Deutschlandhalle was an arena located in the Westend neighbourhood of Berlin, Germany. It was inaugurated on 29 November 1935 by Adolf Hitler. The building was granted landmark status in 1995, but was demolished on 3 December 2011.

History
Built primarily for the 1936 Summer Olympics, the Deutschlandhalle could hold 8,764 people. The Olympic boxing, weightlifting and wrestling competitions took place here. On 19 February 1938 test pilot Hanna Reitsch demonstrated the first indoor flight in the arena with a Focke-Wulf Fw 61 helicopter.

Heavily damaged by air raids in 1943, the Deutschlandhalle was rebuilt after World War II and from 1957 served as a multi purpose arena and sports venue, in the last years primarily for ice hockey, but also for indoor soccer and again for boxing.

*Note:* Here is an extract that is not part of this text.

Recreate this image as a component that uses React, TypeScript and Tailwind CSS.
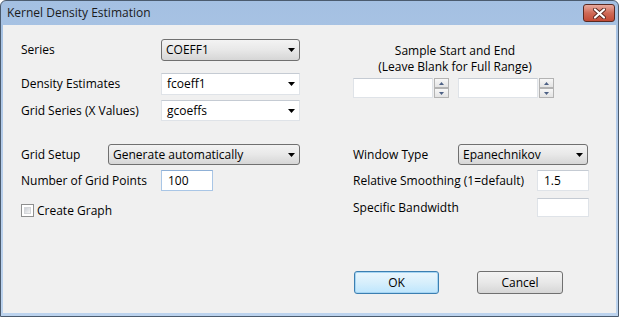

After the 1990 German reunification, the Deutschlandhalle lost its position as Berlin's primary arena, replaced by the newly erected Velodrom, Max-Schmeling-Halle and Mercedes-Benz Arena. In 1998 it was closed but in 2001 was reopened again as an ice hockey venue for BSC Preussen, who needed a new home venue after their old venue, Eisstadion an der Jafféstraße, had been demolished. Preussen used it as their home venue until 2009 when it was finally closed.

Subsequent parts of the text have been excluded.